Discussion in 'Windows Desktop Systems' started by Tetherton, May 14, 2002.

  1. Tetherton

    Tetherton Guest

    Hi all....I just recently replaced my old Motherboard (a Trigem SantaFe) with a FIC AZ11EA board. I have OEM Windows XP on my hard drive (a 40gb Samsung) and no boot/recovery disc. My system is as follows:
    FIC AZ11EA (new)
    AMD Athlon 1.4 (old)
    3- 256mb of ram (one new,two old)
    40 gb Samsung HDD (old)
    VisionTek GeForce 4 Ti4600 (new)
    Creative Labs Audigy Gamer (old)
    Lucent WinModem (old)
    LiteOn DVD (old)
    HP CD/RW (old)

    The NEW/OLD refers to if it came out of my old system or not...My old Mother board didn't have a AGP slot and I was using the integrated Savage Pro3 GPU.
    I have uninstalled/Disabled evrything I could. When I turn on the new system it freezes upon startup.If I try to start it in Safe Mode it scrolls down to the following line and freezes......

    multi(0)disk(0)rdisk(0)partition(2)\WINDOWS\System32\DRIVERS\amdagp.sys

    I'm not sure if it is an error or driver problem. I'm thinking it is an old driver from the Savage card. I found it and deleted it but it just froze on the previous line.

    multi(0)disk(0)rdisk(0)partition(2)\WINDOWS\System32\DRIVERS\agp440.sys

    Any help would be appreciated....As I'm at a total loss
     
  2. Lonman

    Lonman Bleh!

    Messages:
    2,642
    A new motherboard is THE largest upgrade you could do. The best solution when putting together a new system or replacing the m/b is to do a clean installation. In affect, it's like you took the hard drive from one machine and put it in an entirely different one.

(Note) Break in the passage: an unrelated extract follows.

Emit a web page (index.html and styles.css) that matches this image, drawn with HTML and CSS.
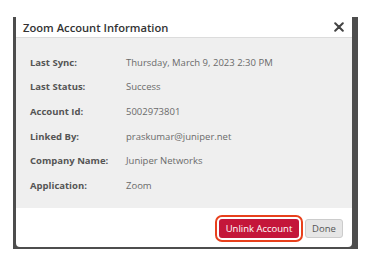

    You need to do at least a repair installation. Because your installation files are on your harddrive I'd suggest putting your old system back together and burning a cd that you can use.
     
  3. Lonman

    Lonman Bleh!

    Messages:
    2,642
    Ok guyz and dollz (yes you, Jewellzz ;) ), I need some help helping my buddy here. I've been helping him through remote assistance the last couple of days and found out some interesting stuff. He has an HP Pavilion XT983 system that he wants to replace the motherboard and video adapter in, cool! Problem, HP doesn't ship any kind of hardcopy software with the system... they've created a hidden, restore partition on the hard drive... that's IT. The part that's really got me buggered is I can't get into it to see if there's anything viable in it for later use. I've determined that the best course of action is to set the hard drive up using the manufacturers utility (Samsung SV40002H is the drive) and starting completely from scratch.

    My question... does anyone know how to access this partition? It's nearly 5gig FAT, yes FAT, how they created a fat partition that large is beyond me :confused:. Partition magic shows it as being at the front of the drive... no drive letter (and I can't assign one). Any and all ideas welcome.

    FYI. He had to get another copy of XP so I told him to go with pro. I ran setup while his current installation was running and it came back with a error message that there were no valid partitions on the drive :confused: We are close to wiping that baby clean and starting from scratch so if you have an idea, I need it no later than tomorrow... after that all this is moot.
     
  4. dijital

    dijital Guest

    no clue man, i'd go with the full makeover.
     
  5. lmi91

    lmi91 Guest

    you try fdisk to see it you wont be able to do much with that partition after a new mb, it wont start the win install cause the bios wont be hp or something like that, id recommend he get a copy of what hes using (xp, me) and reformat the drive completely fdisk it reformat, and then make what partitions you want and install windows from another cd.
     
  6. Device

    Device Guest

    A friend of mine had that very same problem. It's on most (if nnot all?) HP machines.

    I think there must be another way, but he too did a complete fdisk + forrmat.

    HP, Dell, Compaq and other prefab machines are pure horror for anyone who likes to be in control of their system instead of the system being in control of the OS and software.